_Your instructions:_ Beginning with the first line, set down every line through the one containing "false, false, false];", exactly as it appears, but not the pictures.

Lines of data
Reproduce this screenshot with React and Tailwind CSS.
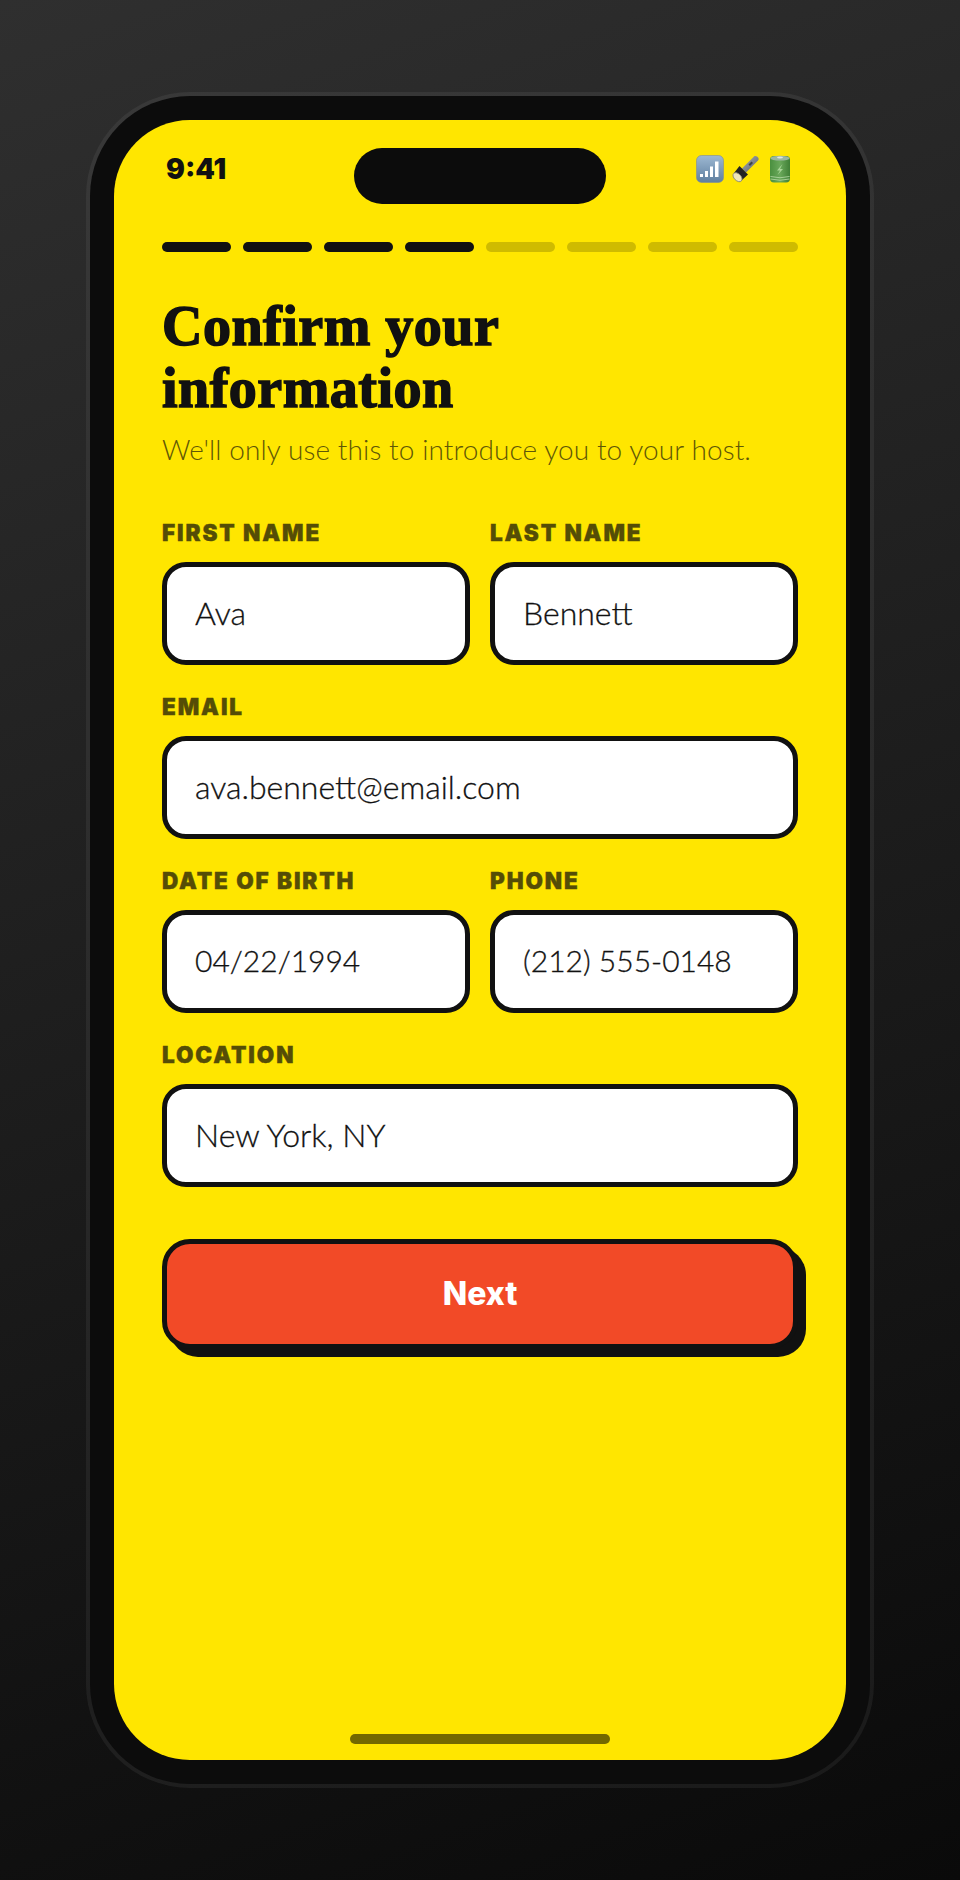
import { useState } from "react";

const steps = [true, true, true, true, false, false, false, false];

function SignalIcon() {
  return (
    <svg width="28" height="28" viewBox="0 0 28 28">
      <defs>
        <linearGradient id="sig" x1="0" y1="0" x2="0" y2="1">
          <stop offset="0" stopColor="#9db8d2" />
          <stop offset="1" stopColor="#5f7f9f" />
        </linearGradient>
      </defs>
      <rect x="0.5" y="0.5" width="27" height="27" rx="5" fill="url(#sig)" stroke="#7d8c9c" strokeWidth="0.6" />
      <rect x="4" y="19" width="3" height="3" fill="#fff" />
      <rect x="9" y="16" width="3" height="6" fill="#fff" />
      <rect x="14" y="11.5" width="3" height="10.5" fill="#fff" />
      <rect x="19" y="6.5" width="3.5" height="15.5" fill="#fff" />
    </svg>
  );
}

function FlashlightIcon() {
  return (
    <svg width="28" height="28" viewBox="0 0 28 28">
      <defs>
        <linearGradient id="torch" x1="0" y1="0" x2="1" y2="1">
          <stop offset="0" stopColor="#a9aeb4" />
          <stop offset="1" stopColor="#596068" />
        </linearGradient>
      </defs>
      <path d="M11 13.5 L23.5 1 Q26 0.5 27.5 3 Q28 4.5 27 5.5 L15 17.5 Z" fill="url(#torch)" />
      <path d="M17.5 9.5 L20.5 6.5 L22 8 L19 11 Z" fill="#3f444a" />
      <path d="M8.5 11 L17 19.5 L10.5 25.5 L3 18 Z" fill="#232323" />
      <ellipse cx="6.5" cy="22.2" rx="5.4" ry="3.4" fill="#efe7b9" stroke="#8b8a7c" strokeWidth="0.9" transform="rotate(45 6.5 22.2)" />
    </svg>
  );
}

function BatteryIcon() {
  return (
    <svg width="28" height="28" viewBox="0 0 28 28">
      <defs>
        <linearGradient id="batt" x1="0" y1="0" x2="1" y2="0">
          <stop offset="0" stopColor="#4a8f3f" />
          <stop offset="0.5" stopColor="#6aa85a" />
          <stop offset="1" stopColor="#3f7f36" />
        </linearGradient>
      </defs>
      <rect x="4" y="1" width="20" height="26.5" rx="4" fill="url(#batt)" />
      <ellipse cx="14" cy="3.2" rx="9.5" ry="2.4" fill="#9bb7a0" />
      <ellipse cx="14" cy="2.6" rx="3" ry="1" fill="#dfe6df" />
      <path d="M16.5 9 L11 15.5 L14 15.5 L11.5 20 L17 14 L14 14 Z" fill="#a8d497" />
      <path d="M4.5 21.5 Q14 24 23.5 21.5 M4.5 24 Q14 26.5 23.5 24" fill="none" stroke="#b9dbaa" strokeWidth="0.8" />
    </svg>
  );
}

function Field({ label, value, onChange, digits }) {
  return (
    <label className="block min-w-0 flex-1">
      <span className="mb-[14px] block font-['Inter',sans-serif] text-[22.5px] leading-[30px] font-black tracking-[1.9px] text-[#554d06] uppercase [-webkit-text-stroke:0.4px_#554d06]">
        {label}
      </span>
      <input
        value={value}
        onChange={(e) => onChange(e.target.value)}
        className={
          digits
            ? "h-[103px] w-full rounded-[24px] border-[5px] border-[#111] bg-white px-[28px] pb-[3px] text-[30px] font-light text-[#111] outline-none [-webkit-text-stroke:0.3px_#111]"
            : "h-[103px] w-full rounded-[24px] border-[5px] border-[#111] bg-white px-[28px] pb-[3px] text-[32px] font-light text-[#111] outline-none [-webkit-text-stroke:0.3px_#111]"
        }
      />
    </label>
  );
}

export default function App() {
  const [form, setForm] = useState({
    first: "Ava",
    last: "Bennett",
    email: "ava.bennett@email.com",
    dob: "04/22/1994",
    phone: "(212) 555-0148",
    location: "New York, NY",
  });

  const set = (field) => (value) => setForm((prev) => ({ ...prev, [field]: value }));

  return (
    <div className="flex min-h-[1880px] items-center justify-center bg-[linear-gradient(160deg,#2f2f2f_0%,#0a0a0a_100%)] font-['Lato',sans-serif]">
      <div className="h-[1688px] w-[780px] rounded-[100px] bg-[#0c0c0c] p-[24px] shadow-[0_0_0_4px_rgba(255,255,255,0.06)]">
        <div className="relative flex h-full flex-col overflow-hidden rounded-[76px] bg-[#ffe600] px-[48px]">
          <div className="absolute top-[28px] left-[240px] h-[56px] w-[252px] rounded-full bg-[#0c0c0c]" />

          <div className="flex h-[98px] items-center justify-between pr-[4px] pl-[4px]">
            <span className="font-['Inter',sans-serif] text-[28px] leading-none font-black text-[#111]">9:41</span>
            <div className="flex items-center gap-[7px]">
              <SignalIcon />
              <FlashlightIcon />
              <BatteryIcon />
            </div>
          </div>

          <div className="mt-[24px] flex gap-[12px]">
            {steps.map((done, i) => (
              <div
                key={i}
                className={done ? "h-[10px] flex-1 rounded-full bg-[#111]" : "h-[10px] flex-1 rounded-full bg-[#cfbb00]"}
              />
            ))}
          </div>

          <h1 className="mt-[43px] font-['Liberation_Serif',serif] text-[56px] leading-[62px] font-bold tracking-[0.5px] text-[#111] [-webkit-text-stroke:1.5px_#111]">
            Confirm your
            <br />
            information
          </h1>
          <p className="mt-[11px] text-[28px] leading-[38px] font-light tracking-[0.1px] text-[#5f5706]">
            We'll only use this to introduce you to your host.
          </p>

          <div className="mt-[50px] flex flex-col gap-[27px]">
            <div className="flex gap-[20px]">
              <Field label="First name" value={form.first} onChange={set("first")} />
              <Field label="Last name" value={form.last} onChange={set("last")} />
            </div>
            <Field label="Email" value={form.email} onChange={set("email")} />
            <div className="flex gap-[20px]">
              <Field label="Date of birth" value={form.dob} onChange={set("dob")} digits />
              <Field label="Phone" value={form.phone} onChange={set("phone")} digits />
            </div>
            <Field label="Location" value={form.location} onChange={set("location")} />
          </div>

          <button
            type="button"
            className="mt-[52px] h-[110px] w-full rounded-[28px] border-[5px] border-[#111] bg-[#f24a27] font-['Inter',sans-serif] text-[32px] font-extrabold text-white shadow-[8px_8px_0_#111]"
          >
            Next
          </button>

          <div className="absolute bottom-[16px] left-[236px] h-[10px] w-[260px] rounded-full bg-[#736800]" />
        </div>
      </div>
    </div>
  );
}
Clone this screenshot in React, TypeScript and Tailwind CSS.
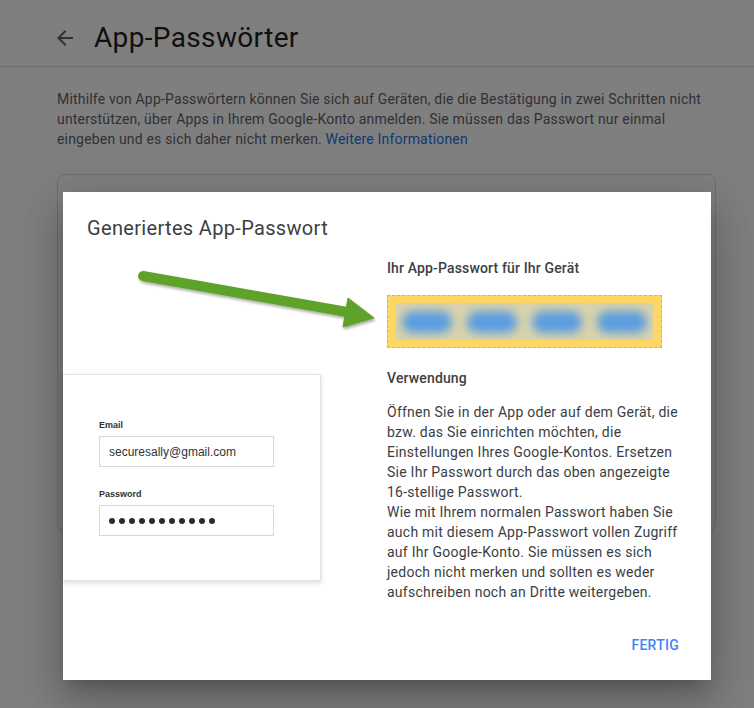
import React from "react";

function BackArrow() {
  return (
    <svg width="24" height="24" viewBox="0 0 24 24" className="text-[#5f6368]" aria-hidden="true">
      <path
        fill="currentColor"
        d="M20 11H7.83l5.59-5.59L12 4l-8 8 8 8 1.41-1.41L7.83 13H20v-2z"
      />
    </svg>
  );
}

function GreenArrow() {
  return (
    <svg width="324" height="80" viewBox="0 0 324 80" className="block overflow-visible" aria-hidden="true">
      <defs>
        <filter id="arrowShadow" x="-10%" y="-50%" width="120%" height="200%">
          <feDropShadow dx="1" dy="2" stdDeviation="1.5" floodColor="#000" floodOpacity="0.35" />
        </filter>
      </defs>
      <g filter="url(#arrowShadow)" fill="#5fa22a" stroke="#5fa22a">
        <line x1="80" y1="18" x2="284" y2="54" strokeWidth="10" strokeLinecap="round" />
        <polygon points="285,40 311,60 280,69" strokeWidth="1" strokeLinejoin="round" />
      </g>
    </svg>
  );
}

function LoginCard() {
  const dots = Array.from({ length: 11 });
  return (
    <div className="w-[258px] h-[207px] bg-white border border-l-0 border-[#e3e3e3] shadow-[0_2px_5px_rgba(0,0,0,0.14)] pl-[36px] pt-[44px] font-['Liberation_Sans',Arial,sans-serif] text-[#333]">
      <div className="text-[9px] font-bold leading-[12px]">Email</div>
      <div className="mt-[5px] w-[175px] h-[31px] border border-[#d8d8d8] flex items-center pl-[9px] text-[12px]">
        securesally@gmail.com
      </div>
      <div className="mt-[21px] text-[9px] font-bold leading-[12px]">Password</div>
      <div className="mt-[5px] w-[175px] h-[31px] border border-[#d8d8d8] flex items-center pl-[9px] gap-[4px]">
        {dots.map((_, i) => (
          <span key={i} className="w-[6px] h-[6px] rounded-full bg-[#2b2b2b]" />
        ))}
      </div>
    </div>
  );
}

function PasswordBox() {
  return (
    <div className="mt-[17px] w-[275px] h-[53px] bg-[#fdd663] border border-dashed border-[#e2b443] px-[8px] py-[7px]">
      <div className="h-full bg-[#d9d3ac] flex items-center gap-[15px] pl-[6px] overflow-hidden">
        <div className="w-[50px] h-[22px] rounded-full bg-[#5b9de0] blur-[5px]" />
        <div className="w-[50px] h-[22px] rounded-full bg-[#5b9de0] blur-[5px]" />
        <div className="w-[50px] h-[22px] rounded-full bg-[#5b9de0] blur-[5px]" />
        <div className="w-[50px] h-[22px] rounded-full bg-[#5b9de0] blur-[5px]" />
      </div>
    </div>
  );
}

export default function App() {
  return (
    <div className="relative w-[754px] h-[708px] overflow-hidden bg-white font-['Roboto','Liberation_Sans',sans-serif]">
      {/* page behind the dialog */}
      <header className="h-[67px] border-b border-[#dadce0] pt-[20px] pl-[53px] flex items-start">
        <div className="h-[36px] flex items-center">
          <BackArrow />
          <h1 className="ml-[17px] text-[28px] leading-[36px] tracking-[0.35px] text-[#202124] font-normal">
            App-Passwörter
          </h1>
        </div>
      </header>
      <div className="pl-[57px] w-[716px]">
        <p className="pt-[22px] text-[14px] leading-[20px] tracking-[0.18px] text-[#5f6368]">
          Mithilfe von App-Passwörtern können Sie sich auf Geräten, die die Bestätigung in zwei Schritten nicht
          unterstützen, über Apps in Ihrem Google-Konto anmelden. Sie müssen das Passwort nur einmal eingeben und es
          sich daher nicht merken. <a className="text-[#1a73e8]">Weitere Informationen</a>
        </p>
        <div className="mt-[25px] h-[358px] rounded-lg border border-[#dadce0]" />
      </div>

      {/* scrim */}
      <div className="absolute inset-0 bg-black/50" />

      {/* dialog */}
      <div className="absolute left-[63px] top-[192px] w-[648px] h-[488px] bg-white flex flex-col shadow-[0_11px_15px_-7px_rgba(0,0,0,0.2),0_24px_38px_3px_rgba(0,0,0,0.14),0_9px_46px_8px_rgba(0,0,0,0.12)]">
        <h2 className="pt-[22px] pl-[24px] text-[20px] leading-[28px] tracking-[0.33px] text-[#3c4043] font-normal">
          Generiertes App-Passwort
        </h2>
        <div className="mt-4 flex">
          <div className="w-[324px] shrink-0">
            <GreenArrow />
            <div className="mt-[36px]">
              <LoginCard />
            </div>
          </div>
          <div className="w-[300px] text-[#3c4043]">
            <div className="text-[14px] leading-[20px] tracking-[0.15px] font-medium">Ihr App-Passwort für Ihr Gerät</div>
            <PasswordBox />
            <div className="mt-5 text-[14px] leading-[20px] tracking-[0.15px] font-medium">Verwendung</div>
            <p className="mt-[14px] text-[14px] leading-[20px] tracking-[0.25px]">
              Öffnen Sie in der App oder auf dem Gerät, die bzw. das Sie einrichten möchten, die Einstellungen Ihres
              Google-Kontos. Ersetzen Sie Ihr Passwort durch das oben angezeigte 16-stellige Passwort.
              <br />
              Wie mit Ihrem normalen Passwort haben Sie auch mit diesem App-Passwort vollen Zugriff auf Ihr
              Google-Konto. Sie müssen es sich jedoch nicht merken und sollten es weder aufschreiben noch an Dritte
              weitergeben.
            </p>
          </div>
        </div>
        <div className="mt-auto mb-[17px] pr-[24px] flex justify-end">
          <button className="h-[36px] px-[8px] text-[14px] font-medium tracking-[0.25px] text-[#4285f4] uppercase">
            Fertig
          </button>
        </div>
      </div>
    </div>
  );
}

_Exercise output:_
Reproduce this screenshot with React and Tailwind CSS.
import { useState } from "react";

const steps = [true, true, true, true, false, false, false, false];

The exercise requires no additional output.